# DATASET SECTION
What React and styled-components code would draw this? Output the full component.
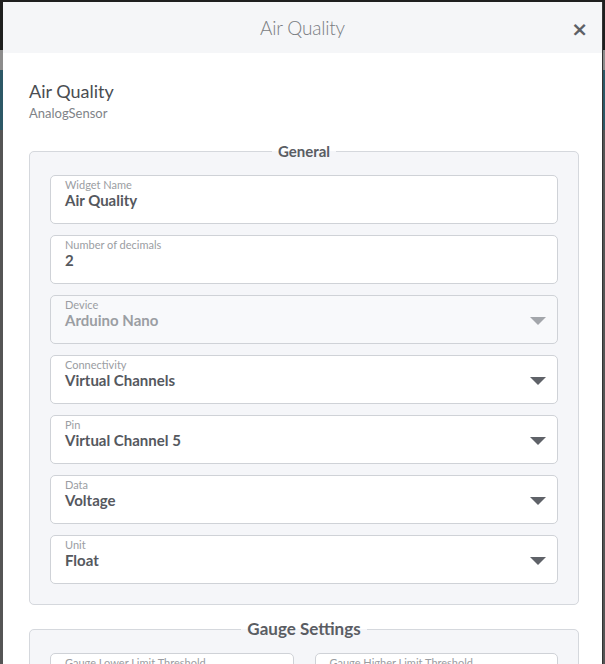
import React from "react";
import styled, { createGlobalStyle } from "styled-components";

const GlobalStyle = createGlobalStyle`
  html, body {
    margin: 0;
    padding: 0;
  }
  body {
    font-family: Lato, "Open Sans", sans-serif;
    background: linear-gradient(to bottom, #1f1f1f 0 50px, #8c8c8c 50px 70px, #2d5866 70px 130px, #555 130px);
    overflow: hidden;
    height: 664px;
  }
`;

const Modal = styled.div`
  margin: 2px 0 0 3px;
  width: 600px;
  height: 662px;
  background: #fff;
  border-right: 1px solid #333;
  box-sizing: border-box;
  overflow: hidden;
`;

const Header = styled.div`
  position: relative;
  height: 51px;
  background: #f5f6f8;
  display: flex;
  align-items: center;
  justify-content: center;
`;

const Title = styled.h4`
  margin: 0;
  font-weight: 300;
  font-size: 19px;
  color: #7a7d82;
  letter-spacing: -0.2px;
`;

const Close = styled.button`
  position: absolute;
  right: 14px;
  top: 17px;
  border: none;
  background: none;
  padding: 0;
  font-size: 20px;
  font-weight: 700;
  line-height: 1;
  color: #5d6066;
  font-family: "DejaVu Sans", sans-serif;
`;

const Body = styled.div`
  padding: 26px 23px 0 26px;
`;

const WidgetName = styled.div`
  font-size: 18px;
  color: #4a4d52;
  line-height: 24px;
`;

const WidgetType = styled.div`
  font-size: 13px;
  color: #808388;
  line-height: 18px;
  margin-top: 1px;
`;

const Fieldset = styled.fieldset`
  margin: ${(p) => p.$top}px 0 0 0;
  padding: 15px 20px 20px 20px;
  border: 1px solid #d5d8dd;
  border-radius: 5px;
  background: #f5f6f9;
  min-width: 0;
`;

const Legend = styled.legend`
  margin: 0 auto;
  padding: 0 6px;
  font-size: ${(p) => p.$size}px;
  font-weight: 700;
  color: #5a5d63;
  line-height: 18px;
`;

const Stack = styled.div`
  display: flex;
  flex-direction: column;
  gap: 11px;
`;

const Row = styled.div`
  display: grid;
  grid-template-columns: 1fr 1fr;
  gap: 21px;
`;

const Field = styled.div`
  position: relative;
  height: 49px;
  box-sizing: border-box;
  border: 1px solid #cfd2d7;
  border-radius: 5px;
  background: ${(p) => (p.$disabled ? "#f8f9fb" : "#fff")};
  padding: 2px 14px 0 14px;
`;

const Label = styled.div`
  font-size: 11px;
  color: #9a9da2;
  line-height: 13px;
`;

const Value = styled.div`
  font-size: 15px;
  font-weight: 700;
  color: ${(p) => (p.$disabled ? "#9b9ea3" : "#55585e")};
  line-height: 18px;
`;

const Caret = styled.span`
  position: absolute;
  right: 11px;
  top: 21px;
  width: 0;
  height: 0;
  border-left: 8px solid transparent;
  border-right: 8px solid transparent;
  border-top: 8px solid ${(p) => (p.$disabled ? "#a3a6ab" : "#5f6268")};
`;

const general = [
  { label: "Widget Name", value: "Air Quality" },
  { label: "Number of decimals", value: "2" },
  { label: "Device", value: "Arduino Nano", select: true, disabled: true },
  { label: "Connectivity", value: "Virtual Channels", select: true },
  { label: "Pin", value: "Virtual Channel 5", select: true },
  { label: "Data", value: "Voltage", select: true },
  { label: "Unit", value: "Float", select: true },
];

const FormField = ({ label, value, select, disabled }) => (
  <Field $disabled={disabled}>
    <Label>{label}</Label>
    <Value $disabled={disabled}>{value}</Value>
    {select && <Caret $disabled={disabled} />}
  </Field>
);

export default function App() {
  return (
    <>
      <GlobalStyle />
      <Modal>
        <Header>
          <Title>Air Quality</Title>
          <Close>×</Close>
        </Header>
        <Body>
          <WidgetName>Air Quality</WidgetName>
          <WidgetType>AnalogSensor</WidgetType>
          <Fieldset $top={20}>
            <Legend $size={15}>General</Legend>
            <Stack>
              {general.map((f) => (
                <FormField key={f.label} {...f} />
              ))}
            </Stack>
          </Fieldset>
          <Fieldset $top={15}>
            <Legend $size={17}>Gauge Settings</Legend>
            <Row>
              <FormField label="Gauge Lower Limit Threshold" value="0" />
              <FormField label="Gauge Higher Limit Threshold" value="5" />
            </Row>
          </Fieldset>
        </Body>
      </Modal>
    </>
  );
}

# WORK TO COMPLETE
Find every line containing the word "React", then give the total and nothing more.

# COMPLETE RESPONSE
2